Prep cook development review
Use this version to assess knife safety, prep accuracy, station organization, and readiness for higher-responsibility kitchen work. It is useful when the review feeds a promotion or cross-training decision.

Frequently asked questions

What does the Annual Performance Review - Cook template cover?

It covers annual goals, kitchen performance competencies, development planning, and final sign-off. The template is built to document food quality, consistency, speed, sanitation, teamwork, and related behaviors with specific examples. It also includes employee response and manager summary fields so both sides can record the review outcome.

Who should use this template?

A kitchen manager, executive chef, sous chef, or restaurant GM can use it to review a cook’s yearly performance. It is also useful for HR when reviews need a consistent format across locations. The template works best when the reviewer has direct observation of day-to-day kitchen work.

How often should this review be completed?

Use it once per year as the formal performance review, then pair it with ongoing check-ins during the year. If your kitchen has high turnover or seasonal staffing, you may also want mid-year or quarterly touchpoints. The annual form should summarize the full review period rather than only recent shifts.

What makes this different from an informal manager conversation?

This template creates a repeatable record instead of relying on memory or ad hoc notes. It prompts the reviewer to use behavior-based examples, which helps reduce vague feedback and recency bias. It also gives the employee a place to respond, which informal conversations often skip.

Does this template support fair and defensible reviews?
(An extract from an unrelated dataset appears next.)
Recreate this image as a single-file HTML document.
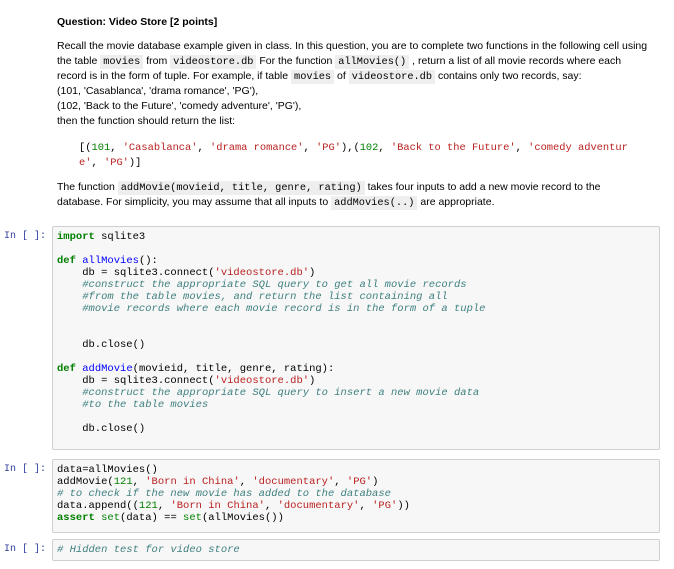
<!DOCTYPE html>
<html><head><meta charset="utf-8"><style>
body{margin:0;width:674px;height:569px;background:#fff;position:relative;overflow:hidden;font-family:"Liberation Sans",sans-serif;font-size:10.5px;color:#000}
.l{position:absolute;left:57px;white-space:nowrap;line-height:15px}
code,.m{font-family:"Liberation Mono",monospace;font-size:10.3px}
code{background:#eee;padding:1px 3px}
.box{position:absolute;left:52px;width:606px;background:#f7f7f7;border:1px solid #cfcfcf;border-radius:2px}
.p{position:absolute;left:4px;font-family:"Liberation Mono",monospace;font-size:10px;color:#303f9f;line-height:12px}
.c{position:absolute;left:57px;white-space:pre;font-family:"Liberation Mono",monospace;font-size:10.5px;line-height:12px}
.k{color:#008000;font-weight:bold}.b{color:#008000}.f{color:#0000ff}.s{color:#ba2121}.cm{color:#408080;font-style:italic}.n{color:#008000}
</style></head><body>
<div class="l" style="top:15px;font-weight:bold">Question: Video Store [2 points]</div>
<div class="l" style="top:39px">Recall the movie database example given in class. In this question, you are to complete two functions in the following cell using</div>
<div class="l" style="top:54px">the table <code>movies</code> from <code>videostore.db</code> For the function <code>allMovies()</code> , return a list of all movie records where each</div>
<div class="l" style="top:69px">record is in the form of tuple. For example, if table <code>movies</code> of <code>videostore.db</code> contains only two records, say:</div>
<div class="l" style="top:84px">(101, 'Casablanca', 'drama romance', 'PG'),</div>
<div class="l" style="top:99px">(102, 'Back to the Future', 'comedy adventure', 'PG'),</div>
<div class="l" style="top:114px">then the function should return the list:</div>
<div class="c" style="top:141px;left:79px;font-size:10.4px;line-height:15px">[(<span class="n">101</span>, <span class="s">'Casablanca'</span>, <span class="s">'drama romance'</span>, <span class="s">'PG'</span>),(<span class="n">102</span>, <span class="s">'Back to the Future'</span>, <span class="s">'comedy adventur</span>
<span class="s">e'</span>, <span class="s">'PG'</span>)]</div>
<div class="l" style="top:180px">The function <code>addMovie(movieid, title, genre, rating)</code> takes four inputs to add a new movie record to the</div>
<div class="l" style="top:195px">database. For simplicity, you may assume that all inputs to <code>addMovies(..)</code> are appropriate.</div>

<div class="box" style="top:226px;height:222px"></div>
<div class="p" style="top:231px">In [ ]:</div>
<div class="c" style="top:231px"><span class="k">import</span> sqlite3

<span class="k">def</span> <span class="f">allMovies</span>():
    db = sqlite3.connect(<span class="s">'videostore.db'</span>)
    <span class="cm">#construct the appropriate SQL query to get all movie records</span>
    <span class="cm">#from the table movies, and return the list containing all</span>
    <span class="cm">#movie records where each movie record is in the form of a tuple</span>


    db.close()

<span class="k">def</span> <span class="f">addMovie</span>(movieid, title, genre, rating):
    db = sqlite3.connect(<span class="s">'videostore.db'</span>)
    <span class="cm">#construct the appropriate SQL query to insert a new movie data</span>
    <span class="cm">#to the table movies</span>

    db.close()</div>

<div class="box" style="top:459px;height:72px"></div>
<div class="p" style="top:464px">In [ ]:</div>
<div class="c" style="top:464px">data=allMovies()
addMovie(<span class="n">121</span>, <span class="s">'Born in China'</span>, <span class="s">'documentary'</span>, <span class="s">'PG'</span>)
<span class="cm"># to check if the new movie has added to the database</span>
data.append((<span class="n">121</span>, <span class="s">'Born in China'</span>, <span class="s">'documentary'</span>, <span class="s">'PG'</span>))
<span class="k">assert</span> <span class="b">set</span>(data) == <span class="b">set</span>(allMovies())</div>

<div class="box" style="top:539px;height:20px"></div>
<div class="p" style="top:544px">In [ ]:</div>
<div class="c" style="top:544px"><span class="cm"># Hidden test for video store</span></div>
</body></html>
Yes, if you use uniform performance criteria for every cook in the same role and document examples consistently. The template is designed to support EEOC-friendly documentation practices by focusing on observable behavior and job-related impact rather than personal traits. It should be used with your organization’s at-will employment guidance and internal review policies.

Can I customize the competencies for different kitchen roles?

Yes. You can keep the core sections and adjust the competency examples for prep cooks, line cooks, grill cooks, pastry cooks, or banquet kitchen staff. The key is to keep the rating criteria consistent within each role so reviews stay comparable.

What are common mistakes when using a cook performance review?

Common mistakes include vague comments like 'good attitude,' missing examples, and over-weighting the most recent week or two. Another pitfall is rating speed without considering food quality or sanitation. This template helps prevent those issues by separating goals, competencies, development, and summary sections.

Can this template be integrated into HR systems or shared digitally?

Yes. It can be copied into HR software, shared as a fillable form, or used in a document workflow with manager and employee signatures. Many teams also pair it with prior goal-setting notes, shift logs, incident reports, or training records so the review reflects the full year.

How should managers prepare before the review meeting?

Managers should gather shift notes, quality feedback, attendance records if relevant, and examples of completed goals before filling out the form. They should review the employee’s performance across the full year, not just the latest service period. Preparing in advance makes the discussion more specific and reduces the chance of missing important context.

Ready to use this template?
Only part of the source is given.